━━ Given data
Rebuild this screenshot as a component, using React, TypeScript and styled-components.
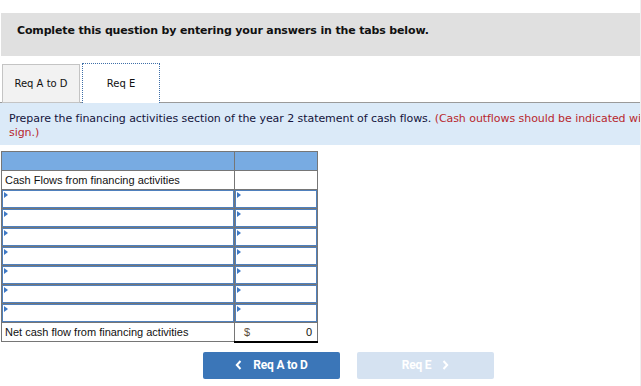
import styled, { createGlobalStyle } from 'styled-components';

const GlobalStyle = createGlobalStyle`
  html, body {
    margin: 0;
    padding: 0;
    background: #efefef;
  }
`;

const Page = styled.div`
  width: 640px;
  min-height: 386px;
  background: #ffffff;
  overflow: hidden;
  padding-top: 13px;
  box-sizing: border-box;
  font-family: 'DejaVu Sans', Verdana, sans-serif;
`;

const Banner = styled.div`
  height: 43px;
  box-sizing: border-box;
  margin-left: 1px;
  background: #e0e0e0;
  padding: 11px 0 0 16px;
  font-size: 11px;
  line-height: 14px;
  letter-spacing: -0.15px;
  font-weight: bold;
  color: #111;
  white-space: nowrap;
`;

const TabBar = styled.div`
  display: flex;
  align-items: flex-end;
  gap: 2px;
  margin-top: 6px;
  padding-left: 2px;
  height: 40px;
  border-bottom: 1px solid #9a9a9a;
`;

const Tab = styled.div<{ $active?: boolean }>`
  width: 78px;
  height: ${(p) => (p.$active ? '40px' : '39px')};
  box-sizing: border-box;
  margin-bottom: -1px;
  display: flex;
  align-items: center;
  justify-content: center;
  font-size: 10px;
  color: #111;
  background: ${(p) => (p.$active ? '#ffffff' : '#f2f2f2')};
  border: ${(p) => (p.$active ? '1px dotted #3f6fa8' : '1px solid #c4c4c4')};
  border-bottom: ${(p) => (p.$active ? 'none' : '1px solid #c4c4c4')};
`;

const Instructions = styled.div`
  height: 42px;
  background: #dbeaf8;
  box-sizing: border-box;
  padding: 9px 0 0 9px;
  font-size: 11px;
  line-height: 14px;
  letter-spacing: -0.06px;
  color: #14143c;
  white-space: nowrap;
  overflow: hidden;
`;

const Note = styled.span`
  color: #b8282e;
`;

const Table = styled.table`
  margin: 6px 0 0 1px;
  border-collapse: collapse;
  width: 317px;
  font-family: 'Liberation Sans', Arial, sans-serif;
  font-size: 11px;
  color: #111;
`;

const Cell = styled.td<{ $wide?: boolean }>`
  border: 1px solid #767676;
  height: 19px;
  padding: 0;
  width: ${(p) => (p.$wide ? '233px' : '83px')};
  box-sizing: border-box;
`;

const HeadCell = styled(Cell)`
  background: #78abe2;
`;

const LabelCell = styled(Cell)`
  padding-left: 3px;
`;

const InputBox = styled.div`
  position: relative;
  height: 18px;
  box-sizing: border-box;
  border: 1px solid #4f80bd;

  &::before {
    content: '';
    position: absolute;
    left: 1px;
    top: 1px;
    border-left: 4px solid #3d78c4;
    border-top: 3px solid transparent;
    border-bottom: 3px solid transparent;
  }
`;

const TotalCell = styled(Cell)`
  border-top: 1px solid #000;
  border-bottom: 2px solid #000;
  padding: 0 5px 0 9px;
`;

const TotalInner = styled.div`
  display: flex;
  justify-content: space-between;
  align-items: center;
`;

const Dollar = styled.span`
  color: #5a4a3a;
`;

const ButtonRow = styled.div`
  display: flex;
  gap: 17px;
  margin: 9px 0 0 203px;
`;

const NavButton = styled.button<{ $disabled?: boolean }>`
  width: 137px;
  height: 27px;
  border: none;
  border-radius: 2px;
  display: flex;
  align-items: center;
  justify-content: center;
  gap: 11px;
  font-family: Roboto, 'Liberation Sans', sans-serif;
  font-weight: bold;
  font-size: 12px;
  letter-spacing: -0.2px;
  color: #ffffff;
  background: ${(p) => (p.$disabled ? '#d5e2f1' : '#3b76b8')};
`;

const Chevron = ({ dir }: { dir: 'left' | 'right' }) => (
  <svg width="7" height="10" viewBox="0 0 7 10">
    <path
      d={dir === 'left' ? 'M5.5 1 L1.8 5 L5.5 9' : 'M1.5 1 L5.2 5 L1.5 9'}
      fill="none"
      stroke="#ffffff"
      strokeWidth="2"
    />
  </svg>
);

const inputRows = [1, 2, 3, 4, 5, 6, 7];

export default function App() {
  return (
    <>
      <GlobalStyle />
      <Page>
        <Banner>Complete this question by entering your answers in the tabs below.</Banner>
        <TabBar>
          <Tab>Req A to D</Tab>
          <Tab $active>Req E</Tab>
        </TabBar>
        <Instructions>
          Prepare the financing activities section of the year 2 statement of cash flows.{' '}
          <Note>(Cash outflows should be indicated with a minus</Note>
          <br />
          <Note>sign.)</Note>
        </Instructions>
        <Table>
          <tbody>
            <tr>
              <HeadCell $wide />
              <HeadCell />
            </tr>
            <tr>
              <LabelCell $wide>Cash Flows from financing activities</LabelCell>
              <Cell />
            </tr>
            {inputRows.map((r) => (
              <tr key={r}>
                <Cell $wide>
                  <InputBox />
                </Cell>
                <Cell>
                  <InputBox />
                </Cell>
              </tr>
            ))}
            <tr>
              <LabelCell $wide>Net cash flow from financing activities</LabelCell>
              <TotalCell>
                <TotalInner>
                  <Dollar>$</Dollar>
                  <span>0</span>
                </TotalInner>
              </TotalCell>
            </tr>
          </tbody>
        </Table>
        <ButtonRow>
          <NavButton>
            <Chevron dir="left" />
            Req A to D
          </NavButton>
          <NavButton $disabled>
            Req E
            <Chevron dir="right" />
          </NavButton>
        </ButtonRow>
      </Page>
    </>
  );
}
━━━━
* Challenge *
Reproduce the listing exactly. Leave its pictures out.

* Output for this exercise *
Rebuild this screenshot as a component, using React, TypeScript and styled-components.
import styled, { createGlobalStyle } from 'styled-components';

const GlobalStyle = createGlobalStyle`
  html, body {
    margin: 0;
    padding: 0;
    background: #efefef;
  }
`;

const Page = styled.div`
  width: 640px;
  min-height: 386px;
  background: #ffffff;
  overflow: hidden;
  padding-top: 13px;
  box-sizing: border-box;
  font-family: 'DejaVu Sans', Verdana, sans-serif;
`;

const Banner = styled.div`
  height: 43px;
  box-sizing: border-box;
  margin-left: 1px;
  background: #e0e0e0;
  padding: 11px 0 0 16px;
  font-size: 11px;
  line-height: 14px;
  letter-spacing: -0.15px;
  font-weight: bold;
  color: #111;
  white-space: nowrap;
`;

const TabBar = styled.div`
  display: flex;
  align-items: flex-end;
  gap: 2px;
  margin-top: 6px;
  padding-left: 2px;
  height: 40px;
  border-bottom: 1px solid #9a9a9a;
`;

const Tab = styled.div<{ $active?: boolean }>`
  width: 78px;
  height: ${(p) => (p.$active ? '40px' : '39px')};
  box-sizing: border-box;
  margin-bottom: -1px;
  display: flex;
  align-items: center;
  justify-content: center;
  font-size: 10px;
  color: #111;
  background: ${(p) => (p.$active ? '#ffffff' : '#f2f2f2')};
  border: ${(p) => (p.$active ? '1px dotted #3f6fa8' : '1px solid #c4c4c4')};
  border-bottom: ${(p) => (p.$active ? 'none' : '1px solid #c4c4c4')};
`;

const Instructions = styled.div`
  height: 42px;
  background: #dbeaf8;
  box-sizing: border-box;
  padding: 9px 0 0 9px;
  font-size: 11px;
  line-height: 14px;
  letter-spacing: -0.06px;
  color: #14143c;
  white-space: nowrap;
  overflow: hidden;
`;

const Note = styled.span`
  color: #b8282e;
`;

const Table = styled.table`
  margin: 6px 0 0 1px;
  border-collapse: collapse;
  width: 317px;
  font-family: 'Liberation Sans', Arial, sans-serif;
  font-size: 11px;
  color: #111;
`;

const Cell = styled.td<{ $wide?: boolean }>`
  border: 1px solid #767676;
  height: 19px;
  padding: 0;
  width: ${(p) => (p.$wide ? '233px' : '83px')};
  box-sizing: border-box;
`;

const HeadCell = styled(Cell)`
  background: #78abe2;
`;

const LabelCell = styled(Cell)`
  padding-left: 3px;
`;

const InputBox = styled.div`
  position: relative;
  height: 18px;
  box-sizing: border-box;
  border: 1px solid #4f80bd;

  &::before {
    content: '';
    position: absolute;
    left: 1px;
    top: 1px;
    border-left: 4px solid #3d78c4;
    border-top: 3px solid transparent;
    border-bottom: 3px solid transparent;
  }
`;

const TotalCell = styled(Cell)`
  border-top: 1px solid #000;
  border-bottom: 2px solid #000;
  padding: 0 5px 0 9px;
`;

const TotalInner = styled.div`
  display: flex;
  justify-content: space-between;
  align-items: center;
`;

const Dollar = styled.span`
  color: #5a4a3a;
`;

const ButtonRow = styled.div`
  display: flex;
  gap: 17px;
  margin: 9px 0 0 203px;
`;

const NavButton = styled.button<{ $disabled?: boolean }>`
  width: 137px;
  height: 27px;
  border: none;
  border-radius: 2px;
  display: flex;
  align-items: center;
  justify-content: center;
  gap: 11px;
  font-family: Roboto, 'Liberation Sans', sans-serif;
  font-weight: bold;
  font-size: 12px;
  letter-spacing: -0.2px;
  color: #ffffff;
  background: ${(p) => (p.$disabled ? '#d5e2f1' : '#3b76b8')};
`;

const Chevron = ({ dir }: { dir: 'left' | 'right' }) => (
  <svg width="7" height="10" viewBox="0 0 7 10">
    <path
      d={dir === 'left' ? 'M5.5 1 L1.8 5 L5.5 9' : 'M1.5 1 L5.2 5 L1.5 9'}
      fill="none"
      stroke="#ffffff"
      strokeWidth="2"
    />
  </svg>
);

const inputRows = [1, 2, 3, 4, 5, 6, 7];

export default function App() {
  return (
    <>
      <GlobalStyle />
      <Page>
        <Banner>Complete this question by entering your answers in the tabs below.</Banner>
        <TabBar>
          <Tab>Req A to D</Tab>
          <Tab $active>Req E</Tab>
        </TabBar>
        <Instructions>
          Prepare the financing activities section of the year 2 statement of cash flows.{' '}
          <Note>(Cash outflows should be indicated with a minus</Note>
          <br />
          <Note>sign.)</Note>
        </Instructions>
        <Table>
          <tbody>
            <tr>
              <HeadCell $wide />
              <HeadCell />
            </tr>
            <tr>
              <LabelCell $wide>Cash Flows from financing activities</LabelCell>
              <Cell />
            </tr>
            {inputRows.map((r) => (
              <tr key={r}>
                <Cell $wide>
                  <InputBox />
                </Cell>
                <Cell>
                  <InputBox />
                </Cell>
              </tr>
            ))}
            <tr>
              <LabelCell $wide>Net cash flow from financing activities</LabelCell>
              <TotalCell>
                <TotalInner>
                  <Dollar>$</Dollar>
                  <span>0</span>
                </TotalInner>
              </TotalCell>
            </tr>
          </tbody>
        </Table>
        <ButtonRow>
          <NavButton>
            <Chevron dir="left" />
            Req A to D
          </NavButton>
          <NavButton $disabled>
            Req E
            <Chevron dir="right" />
          </NavButton>
        </ButtonRow>
      </Page>
    </>
  );
}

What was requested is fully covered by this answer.